>> start DATA SHOWN
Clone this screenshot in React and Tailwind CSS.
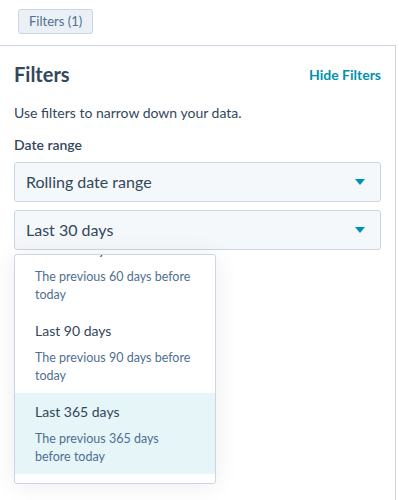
import React from 'react';

const font = { fontFamily: 'Lato, "Open Sans", sans-serif' };

function Caret() {
  return (
    <svg width="10" height="6" viewBox="0 0 10 6" className="shrink-0">
      <path d="M0 0h10L5 6z" fill="#0091ae" />
    </svg>
  );
}

function Select({ label }) {
  return (
    <div className="h-[40px] rounded-[3px] border border-[#cbd6e2] bg-[#f5f8fa] flex items-center justify-between pl-[11px] pr-[15px]">
      <span className="text-[16px] text-[#33475b] leading-[22px]">{label}</span>
      <Caret />
    </div>
  );
}

const options = [
  { title: 'Last 60 days', desc: ['The previous 60 days before', 'today'] },
  { title: 'Last 90 days', desc: ['The previous 90 days before', 'today'] },
  { title: 'Last 365 days', desc: ['The previous 365 days', 'before today'], active: true },
];

export default function App() {
  return (
    <div style={font} className="relative w-[399px] h-[500px] bg-white overflow-hidden">
      <div className="h-[45px] pl-[18px] pt-[8px]">
        <button className="h-[25px] px-[10px] rounded-[3px] border border-[#cbd6e2] bg-[#eaf0f6] text-[13px] text-[#516f90] leading-none">
          Filters (1)
        </button>
      </div>

      <div className="w-[396px] h-[455px] border-t border-r border-[#cbd6e2] px-[14px]">
        <div className="flex items-center justify-between pt-[14px] h-[42px]">
          <h2 className="text-[20px] font-bold text-[#33475b] leading-[28px]">Filters</h2>
          <a className="text-[14px] font-bold text-[#0091ae] leading-[20px] mt-[2px]">Hide Filters</a>
        </div>
        <p className="mt-[15px] text-[14px] text-[#33475b] leading-[20px]">Use filters to narrow down your data.</p>
        <div className="mt-[12px] text-[14px] font-semibold text-[#33475b] leading-[20px]">Date range</div>
        <div className="mt-[7px] flex flex-col gap-[8px]">
          <Select label="Rolling date range" />
          <Select label="Last 30 days" />
        </div>
      </div>

      <div className="absolute left-[14px] top-[254px] w-[202px] h-[230px] bg-white border border-[#cbd6e2] rounded-[3px] shadow-[0_1px_24px_0_rgba(0,0,0,0.08)] overflow-hidden">
        <div className="mt-[-24px]">
          {options.map((o) => (
            <div
              key={o.title}
              className={`pl-[20px] pr-[10px] pt-[8px] pb-[8px] ${o.active ? 'bg-[#e5f5f8]' : ''}`}
            >
              <div className="text-[14px] text-[#33475b] leading-[22px]">{o.title}</div>
              <div className="mt-[7px] text-[12.5px] text-[#516f90] leading-[18px]">
                {o.desc.map((d) => (
                  <div key={d}>{d}</div>
                ))}
              </div>
            </div>
          ))}
        </div>
      </div>
    </div>
  );
}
>> end DATA SHOWN
**PROBLEM:**
Make an exact copy of the listing above. Do not include the pictures.

**TASK SOLUTION:**
Clone this screenshot in React and Tailwind CSS.
import React from 'react';

const font = { fontFamily: 'Lato, "Open Sans", sans-serif' };

function Caret() {
  return (
    <svg width="10" height="6" viewBox="0 0 10 6" className="shrink-0">
      <path d="M0 0h10L5 6z" fill="#0091ae" />
    </svg>
  );
}

function Select({ label }) {
  return (
    <div className="h-[40px] rounded-[3px] border border-[#cbd6e2] bg-[#f5f8fa] flex items-center justify-between pl-[11px] pr-[15px]">
      <span className="text-[16px] text-[#33475b] leading-[22px]">{label}</span>
      <Caret />
    </div>
  );
}

const options = [
  { title: 'Last 60 days', desc: ['The previous 60 days before', 'today'] },
  { title: 'Last 90 days', desc: ['The previous 90 days before', 'today'] },
  { title: 'Last 365 days', desc: ['The previous 365 days', 'before today'], active: true },
];

export default function App() {
  return (
    <div style={font} className="relative w-[399px] h-[500px] bg-white overflow-hidden">
      <div className="h-[45px] pl-[18px] pt-[8px]">
        <button className="h-[25px] px-[10px] rounded-[3px] border border-[#cbd6e2] bg-[#eaf0f6] text-[13px] text-[#516f90] leading-none">
          Filters (1)
        </button>
      </div>

      <div className="w-[396px] h-[455px] border-t border-r border-[#cbd6e2] px-[14px]">
        <div className="flex items-center justify-between pt-[14px] h-[42px]">
          <h2 className="text-[20px] font-bold text-[#33475b] leading-[28px]">Filters</h2>
          <a className="text-[14px] font-bold text-[#0091ae] leading-[20px] mt-[2px]">Hide Filters</a>
        </div>
        <p className="mt-[15px] text-[14px] text-[#33475b] leading-[20px]">Use filters to narrow down your data.</p>
        <div className="mt-[12px] text-[14px] font-semibold text-[#33475b] leading-[20px]">Date range</div>
        <div className="mt-[7px] flex flex-col gap-[8px]">
          <Select label="Rolling date range" />
          <Select label="Last 30 days" />
        </div>
      </div>

      <div className="absolute left-[14px] top-[254px] w-[202px] h-[230px] bg-white border border-[#cbd6e2] rounded-[3px] shadow-[0_1px_24px_0_rgba(0,0,0,0.08)] overflow-hidden">
        <div className="mt-[-24px]">
          {options.map((o) => (
            <div
              key={o.title}
              className={`pl-[20px] pr-[10px] pt-[8px] pb-[8px] ${o.active ? 'bg-[#e5f5f8]' : ''}`}
            >
              <div className="text-[14px] text-[#33475b] leading-[22px]">{o.title}</div>
              <div className="mt-[7px] text-[12.5px] text-[#516f90] leading-[18px]">
                {o.desc.map((d) => (
                  <div key={d}>{d}</div>
                ))}
              </div>
            </div>
          ))}
        </div>
      </div>
    </div>
  );
}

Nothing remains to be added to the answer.